Rossini’s overture to La gazza ladra (The Thieving Magpie) made a strong first impression, and for about 7 minutes we were listening in a 19th-century opera house, not a church.

Incidental music to A Midsummer Night’s Dream is the calling card of a genius named Felix Mendelssohn, a fact underscored by Teddy Abrams in his address to the audience. Mendelssohn’s music is often confused with that of an older composer, not one who died at the age of 38. The fact remains that Mendelssohn, like Mozart, was an anomaly in human achievement. Though Mendelssohn, unlike Mozart, still rests on a second tier in our musical pantheon, coming from that period still reeling from someone named Ludwig van Beethoven.
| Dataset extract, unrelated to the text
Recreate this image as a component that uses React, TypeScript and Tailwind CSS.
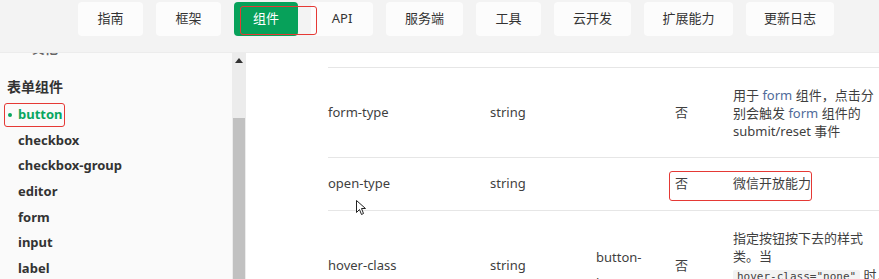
const navItems = ["指南", "框架", "组件", "API", "服务端", "工具", "云开发", "扩展能力", "更新日志"];
const navWidths = ["w-[65px]", "w-[65px]", "w-[64px]", "w-[62px]", "w-[77px]", "w-[65px]", "w-[77px]", "w-[89px]", "w-[88px]"];

const sideItems = ["checkbox", "checkbox-group", "editor", "form", "input", "label"];

function Cursor() {
  return (
    <svg width="10" height="16" viewBox="0 0 10 16" className="absolute left-[356px] top-[200px]">
      <path d="M0.5 0.5 L0.5 12.5 L3.5 9.5 L5.5 14.5 L7.5 13.5 L5.5 8.5 L9.5 8.5 Z" fill="#fff" stroke="#222" strokeWidth="1" strokeLinejoin="round" />
    </svg>
  );
}

export default function App() {
  return (
    <div
      className="relative h-[279px] w-[879px] overflow-hidden bg-white text-[#333]"
      style={{ fontFamily: '"Noto Sans", "Noto Sans CJK SC", sans-serif' }}
    >
      {/* top nav */}
      <div className="relative h-[53px] border-b border-[#ececec] bg-[#f3f3f3]">
        <div className="flex gap-[13px] pl-[78px] pt-[2px]">
          {navItems.map((t, i) => (
            <div
              key={t}
              className={
                "flex h-[34px] items-center justify-center rounded-[4px] text-[13px] " +
                navWidths[i] +
                (t === "组件" ? " bg-[#07a15a] text-white" : " bg-[#fcfcfc] text-[#333]")
              }
            >
              {t}
            </div>
          ))}
        </div>
        <div className="absolute left-[240px] top-[6px] h-[29px] w-[77px] rounded-[3px] border border-[#e53935]" />
      </div>

      <div className="flex h-[226px]">
        {/* sidebar */}
        <div className="w-[232px] overflow-hidden bg-[#fafafa]">
          <div className="-mt-[13px] pl-[32px] text-[13px] font-bold leading-[16px] text-[#666]">其他</div>
          <div className="mt-[21px] pl-[7px] text-[14px] font-bold leading-[20px] text-[#333]">表单组件</div>
          <div className="mt-[5px] flex h-[25.67px] items-center">
            <div className="ml-[4px] flex h-[24px] items-center gap-[6px] rounded-[3px] border border-[#e53935] pl-[3px] pr-[1px]">
              <span className="h-[4px] w-[4px] rounded-full bg-[#07a660]" />
              <span className="text-[13px] font-bold text-[#07a660]">button</span>
            </div>
          </div>
          {sideItems.map((s) => (
            <div key={s} className="flex h-[25.67px] items-center pl-[18px] text-[13px] font-bold text-[#333]">
              {s}
            </div>
          ))}
        </div>

        {/* scrollbar */}
        <div className="flex w-[14px] flex-col bg-[#ececec]">
          <div className="flex h-[65px] justify-center pt-[5px]">
            <svg width="8" height="5" viewBox="0 0 8 5">
              <path d="M4 0 L8 5 L0 5 Z" fill="#333" />
            </svg>
          </div>
          <div className="mx-[1px] flex-1 bg-[#c1c1c1]" />
        </div>

        {/* table */}
        <div className="relative flex-1 overflow-hidden bg-white pl-[82px] pt-[14px] text-[13px] text-[#3f3f3f]">
          <div className="border-t border-[#e6e6e6]">
            <div className="flex h-[90px] items-center border-b border-[#e6e6e6]">
              <div className="w-[162px]">form-type</div>
              <div className="w-[106px]">string</div>
              <div className="w-[79px]"></div>
              <div className="w-[58px]">否</div>
              <div className="w-[146px] whitespace-nowrap leading-[18px]">
                用于 <span className="text-[#4f6a9a]">form</span> 组件，点击分
                <br />
                别会触发 <span className="text-[#4f6a9a]">form</span> 组件的
                <br />
                submit/reset 事件
              </div>
            </div>
            <div className="relative flex h-[53px] items-center border-b border-[#e6e6e6]">
              <div className="w-[162px]">open-type</div>
              <div className="w-[106px]">string</div>
              <div className="w-[79px]"></div>
              <div className="w-[58px]">否</div>
              <div className="w-[146px]">微信开放能力</div>
              <div className="absolute left-[341px] top-[13px] h-[30px] w-[143px] rounded-[3px] border border-[#e53935]" />
            </div>
            <div className="flex h-[110px] items-center">
              <div className="w-[162px]">hover-class</div>
              <div className="w-[106px]">string</div>
              <div className="w-[79px] pt-[8px] leading-[26px]">
                button-
                <br />
                hover
              </div>
              <div className="w-[58px]">否</div>
              <div className="w-[146px] whitespace-nowrap leading-[18px]">
                指定按钮按下去的样式
                <br />
                类。当
                <div className="mt-[1px]">
                  <span
                    className="rounded-[2px] bg-[#f3f3f3] px-[4px] text-[11px] text-[#444]"
                    style={{ fontFamily: '"DejaVu Sans Mono", monospace' }}
                  >
                    hover-class="none"
                  </span>{" "}
                  时，
                </div>
                没有点击态效果
              </div>
            </div>
          </div>
        </div>
      </div>

      <Cursor />
    </div>
  );
}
The brilliant overture, both in intellect and luster, opens with four shimmering chords in the woodwinds, a reference to the four days and “Four nights that will quickly dream away the time,” spoken by Hippolyta. What follows is a blistering forty seconds for the violins, at their most exposed, flittering lightly on their strings. Last night the violins held together, never out of control, but lacking the precision needed for this difficult passage, and similar ones that followed, to sound crisp. Its Scherzo, a jaunty interlude that precedes the entrance of Puck and the Fairies in Act II, bounced and danced, ending with a long, unbroken phrase gracefully played by principal flutist, Kathy Karr.

Spencer Sharp, winner of the 2014 Association of the Louisville Orchestra Concerto Competition, played the first movement of the Dvořák violin concerto with assuredness. Abrams’ account of the first movement of Schubert’s “Unfinished” was impassioned and brooding. Like Mendelssohn, we may never come to terms with Schubert’s short, prolific life.

Beethoven, known for his anguish, showed us a playful and cheeky side with the Turkish March from The Ruins of Athens and the King Stephen Overture. The latter is Beethoven as a caricature of himself: grandiose statements, perky tunes and rousing anthems.

“Music Without Borders” implies a boundary exists, namely in Whitney Hall or the Brown Theater, and between an audience and the orchestra. The audience last night looked no different than the audience at Whitney Hall. The concept is right, but maybe next season will include concerts in Shawnee, Portland or Pleasure Ridge Park.

Music Without Borders continues tonight at 7:30pm, Ogle Center IUS, and tomorrow at 3:00pm at Congregation Adath Jeshrun.